Exercise directions: An exact copy of all the data is required, with pictures left out.

Collected data:
-*-
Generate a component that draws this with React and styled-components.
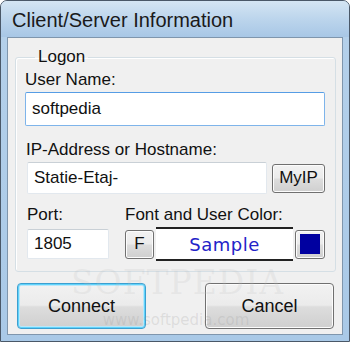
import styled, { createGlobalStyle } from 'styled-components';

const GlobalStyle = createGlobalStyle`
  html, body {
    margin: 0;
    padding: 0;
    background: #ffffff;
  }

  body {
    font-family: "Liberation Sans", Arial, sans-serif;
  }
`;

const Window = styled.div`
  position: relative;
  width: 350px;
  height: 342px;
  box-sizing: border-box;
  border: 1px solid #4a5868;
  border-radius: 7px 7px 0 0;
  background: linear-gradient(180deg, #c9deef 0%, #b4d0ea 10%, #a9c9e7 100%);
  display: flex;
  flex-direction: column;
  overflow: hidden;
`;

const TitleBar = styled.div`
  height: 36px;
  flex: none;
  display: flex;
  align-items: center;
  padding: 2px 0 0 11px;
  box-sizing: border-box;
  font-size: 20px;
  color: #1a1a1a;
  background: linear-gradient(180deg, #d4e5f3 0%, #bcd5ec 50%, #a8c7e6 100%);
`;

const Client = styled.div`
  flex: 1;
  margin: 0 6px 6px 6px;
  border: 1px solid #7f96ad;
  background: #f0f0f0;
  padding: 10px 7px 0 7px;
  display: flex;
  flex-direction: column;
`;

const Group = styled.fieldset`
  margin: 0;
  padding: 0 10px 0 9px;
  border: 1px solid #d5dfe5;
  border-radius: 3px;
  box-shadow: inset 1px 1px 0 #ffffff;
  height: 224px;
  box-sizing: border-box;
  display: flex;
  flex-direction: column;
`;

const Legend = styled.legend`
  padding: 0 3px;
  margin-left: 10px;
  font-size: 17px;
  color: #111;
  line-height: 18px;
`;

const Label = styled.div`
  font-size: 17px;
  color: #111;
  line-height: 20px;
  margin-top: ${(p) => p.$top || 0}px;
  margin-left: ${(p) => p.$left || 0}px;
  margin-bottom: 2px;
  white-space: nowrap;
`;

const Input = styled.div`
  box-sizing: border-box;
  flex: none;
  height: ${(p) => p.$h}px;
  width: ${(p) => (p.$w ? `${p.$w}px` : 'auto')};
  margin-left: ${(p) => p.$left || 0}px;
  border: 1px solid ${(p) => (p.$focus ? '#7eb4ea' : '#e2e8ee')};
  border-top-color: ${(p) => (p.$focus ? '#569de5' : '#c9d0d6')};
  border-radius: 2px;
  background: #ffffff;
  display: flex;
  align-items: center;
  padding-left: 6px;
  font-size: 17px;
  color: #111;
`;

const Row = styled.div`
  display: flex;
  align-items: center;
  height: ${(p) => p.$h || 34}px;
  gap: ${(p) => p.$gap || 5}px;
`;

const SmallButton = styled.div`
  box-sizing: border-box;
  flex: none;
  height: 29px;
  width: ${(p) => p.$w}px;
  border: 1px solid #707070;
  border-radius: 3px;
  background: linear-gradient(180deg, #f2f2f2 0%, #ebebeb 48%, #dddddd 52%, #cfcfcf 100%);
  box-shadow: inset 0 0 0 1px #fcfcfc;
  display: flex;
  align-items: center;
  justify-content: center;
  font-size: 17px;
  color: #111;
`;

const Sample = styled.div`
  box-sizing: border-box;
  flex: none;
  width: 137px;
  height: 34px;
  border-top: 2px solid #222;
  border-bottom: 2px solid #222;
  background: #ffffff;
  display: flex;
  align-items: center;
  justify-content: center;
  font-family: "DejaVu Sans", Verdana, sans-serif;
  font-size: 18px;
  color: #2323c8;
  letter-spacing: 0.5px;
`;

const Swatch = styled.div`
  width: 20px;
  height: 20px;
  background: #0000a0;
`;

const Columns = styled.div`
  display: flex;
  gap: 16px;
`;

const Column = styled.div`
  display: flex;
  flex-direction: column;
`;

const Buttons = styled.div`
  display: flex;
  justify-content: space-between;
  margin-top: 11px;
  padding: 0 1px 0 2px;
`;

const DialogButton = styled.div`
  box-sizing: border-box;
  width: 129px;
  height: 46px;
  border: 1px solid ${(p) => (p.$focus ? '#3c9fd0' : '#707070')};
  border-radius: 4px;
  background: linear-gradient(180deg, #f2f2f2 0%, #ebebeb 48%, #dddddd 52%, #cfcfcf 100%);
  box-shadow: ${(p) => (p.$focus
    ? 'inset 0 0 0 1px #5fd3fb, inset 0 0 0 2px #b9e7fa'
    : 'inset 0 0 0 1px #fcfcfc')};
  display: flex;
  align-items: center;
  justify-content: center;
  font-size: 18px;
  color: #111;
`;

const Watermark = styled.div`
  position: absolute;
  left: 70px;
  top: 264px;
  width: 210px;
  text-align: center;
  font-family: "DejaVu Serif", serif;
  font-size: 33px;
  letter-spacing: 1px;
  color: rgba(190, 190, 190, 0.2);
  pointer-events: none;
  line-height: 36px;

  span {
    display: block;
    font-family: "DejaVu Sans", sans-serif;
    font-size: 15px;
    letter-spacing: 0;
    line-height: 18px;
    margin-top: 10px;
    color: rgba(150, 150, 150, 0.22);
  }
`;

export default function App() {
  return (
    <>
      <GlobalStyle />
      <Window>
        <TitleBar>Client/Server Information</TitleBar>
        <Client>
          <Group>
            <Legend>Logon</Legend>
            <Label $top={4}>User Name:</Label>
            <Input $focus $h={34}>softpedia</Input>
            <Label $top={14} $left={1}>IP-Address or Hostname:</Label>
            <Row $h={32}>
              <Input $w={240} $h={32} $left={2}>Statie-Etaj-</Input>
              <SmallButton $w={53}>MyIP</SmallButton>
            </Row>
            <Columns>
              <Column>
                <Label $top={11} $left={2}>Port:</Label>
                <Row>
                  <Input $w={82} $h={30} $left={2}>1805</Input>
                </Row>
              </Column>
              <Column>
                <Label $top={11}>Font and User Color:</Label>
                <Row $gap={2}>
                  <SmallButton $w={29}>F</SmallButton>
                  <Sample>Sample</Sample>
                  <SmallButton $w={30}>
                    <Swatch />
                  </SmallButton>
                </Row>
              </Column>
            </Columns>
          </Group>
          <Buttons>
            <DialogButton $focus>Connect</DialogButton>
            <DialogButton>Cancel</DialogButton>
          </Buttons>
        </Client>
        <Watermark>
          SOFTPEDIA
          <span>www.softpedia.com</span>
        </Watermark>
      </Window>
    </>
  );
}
-*-
Response to the task:
Generate a component that draws this with React and styled-components.
import styled, { createGlobalStyle } from 'styled-components';

const GlobalStyle = createGlobalStyle`
  html, body {
    margin: 0;
    padding: 0;
    background: #ffffff;
  }

  body {
    font-family: "Liberation Sans", Arial, sans-serif;
  }
`;

const Window = styled.div`
  position: relative;
  width: 350px;
  height: 342px;
  box-sizing: border-box;
  border: 1px solid #4a5868;
  border-radius: 7px 7px 0 0;
  background: linear-gradient(180deg, #c9deef 0%, #b4d0ea 10%, #a9c9e7 100%);
  display: flex;
  flex-direction: column;
  overflow: hidden;
`;

const TitleBar = styled.div`
  height: 36px;
  flex: none;
  display: flex;
  align-items: center;
  padding: 2px 0 0 11px;
  box-sizing: border-box;
  font-size: 20px;
  color: #1a1a1a;
  background: linear-gradient(180deg, #d4e5f3 0%, #bcd5ec 50%, #a8c7e6 100%);
`;

const Client = styled.div`
  flex: 1;
  margin: 0 6px 6px 6px;
  border: 1px solid #7f96ad;
  background: #f0f0f0;
  padding: 10px 7px 0 7px;
  display: flex;
  flex-direction: column;
`;

const Group = styled.fieldset`
  margin: 0;
  padding: 0 10px 0 9px;
  border: 1px solid #d5dfe5;
  border-radius: 3px;
  box-shadow: inset 1px 1px 0 #ffffff;
  height: 224px;
  box-sizing: border-box;
  display: flex;
  flex-direction: column;
`;

const Legend = styled.legend`
  padding: 0 3px;
  margin-left: 10px;
  font-size: 17px;
  color: #111;
  line-height: 18px;
`;

const Label = styled.div`
  font-size: 17px;
  color: #111;
  line-height: 20px;
  margin-top: ${(p) => p.$top || 0}px;
  margin-left: ${(p) => p.$left || 0}px;
  margin-bottom: 2px;
  white-space: nowrap;
`;

const Input = styled.div`
  box-sizing: border-box;
  flex: none;
  height: ${(p) => p.$h}px;
  width: ${(p) => (p.$w ? `${p.$w}px` : 'auto')};
  margin-left: ${(p) => p.$left || 0}px;
  border: 1px solid ${(p) => (p.$focus ? '#7eb4ea' : '#e2e8ee')};
  border-top-color: ${(p) => (p.$focus ? '#569de5' : '#c9d0d6')};
  border-radius: 2px;
  background: #ffffff;
  display: flex;
  align-items: center;
  padding-left: 6px;
  font-size: 17px;
  color: #111;
`;

const Row = styled.div`
  display: flex;
  align-items: center;
  height: ${(p) => p.$h || 34}px;
  gap: ${(p) => p.$gap || 5}px;
`;

const SmallButton = styled.div`
  box-sizing: border-box;
  flex: none;
  height: 29px;
  width: ${(p) => p.$w}px;
  border: 1px solid #707070;
  border-radius: 3px;
  background: linear-gradient(180deg, #f2f2f2 0%, #ebebeb 48%, #dddddd 52%, #cfcfcf 100%);
  box-shadow: inset 0 0 0 1px #fcfcfc;
  display: flex;
  align-items: center;
  justify-content: center;
  font-size: 17px;
  color: #111;
`;

const Sample = styled.div`
  box-sizing: border-box;
  flex: none;
  width: 137px;
  height: 34px;
  border-top: 2px solid #222;
  border-bottom: 2px solid #222;
  background: #ffffff;
  display: flex;
  align-items: center;
  justify-content: center;
  font-family: "DejaVu Sans", Verdana, sans-serif;
  font-size: 18px;
  color: #2323c8;
  letter-spacing: 0.5px;
`;

const Swatch = styled.div`
  width: 20px;
  height: 20px;
  background: #0000a0;
`;

const Columns = styled.div`
  display: flex;
  gap: 16px;
`;

const Column = styled.div`
  display: flex;
  flex-direction: column;
`;

const Buttons = styled.div`
  display: flex;
  justify-content: space-between;
  margin-top: 11px;
  padding: 0 1px 0 2px;
`;

const DialogButton = styled.div`
  box-sizing: border-box;
  width: 129px;
  height: 46px;
  border: 1px solid ${(p) => (p.$focus ? '#3c9fd0' : '#707070')};
  border-radius: 4px;
  background: linear-gradient(180deg, #f2f2f2 0%, #ebebeb 48%, #dddddd 52%, #cfcfcf 100%);
  box-shadow: ${(p) => (p.$focus
    ? 'inset 0 0 0 1px #5fd3fb, inset 0 0 0 2px #b9e7fa'
    : 'inset 0 0 0 1px #fcfcfc')};
  display: flex;
  align-items: center;
  justify-content: center;
  font-size: 18px;
  color: #111;
`;

const Watermark = styled.div`
  position: absolute;
  left: 70px;
  top: 264px;
  width: 210px;
  text-align: center;
  font-family: "DejaVu Serif", serif;
  font-size: 33px;
  letter-spacing: 1px;
  color: rgba(190, 190, 190, 0.2);
  pointer-events: none;
  line-height: 36px;

  span {
    display: block;
    font-family: "DejaVu Sans", sans-serif;
    font-size: 15px;
    letter-spacing: 0;
    line-height: 18px;
    margin-top: 10px;
    color: rgba(150, 150, 150, 0.22);
  }
`;

export default function App() {
  return (
    <>
      <GlobalStyle />
      <Window>
        <TitleBar>Client/Server Information</TitleBar>
        <Client>
          <Group>
            <Legend>Logon</Legend>
            <Label $top={4}>User Name:</Label>
            <Input $focus $h={34}>softpedia</Input>
            <Label $top={14} $left={1}>IP-Address or Hostname:</Label>
            <Row $h={32}>
              <Input $w={240} $h={32} $left={2}>Statie-Etaj-</Input>
              <SmallButton $w={53}>MyIP</SmallButton>
            </Row>
            <Columns>
              <Column>
                <Label $top={11} $left={2}>Port:</Label>
                <Row>
                  <Input $w={82} $h={30} $left={2}>1805</Input>
                </Row>
              </Column>
              <Column>
                <Label $top={11}>Font and User Color:</Label>
                <Row $gap={2}>
                  <SmallButton $w={29}>F</SmallButton>
                  <Sample>Sample</Sample>
                  <SmallButton $w={30}>
                    <Swatch />
                  </SmallButton>
                </Row>
              </Column>
            </Columns>
          </Group>
          <Buttons>
            <DialogButton $focus>Connect</DialogButton>
            <DialogButton>Cancel</DialogButton>
          </Buttons>
        </Client>
        <Watermark>
          SOFTPEDIA
          <span>www.softpedia.com</span>
        </Watermark>
      </Window>
    </>
  );
}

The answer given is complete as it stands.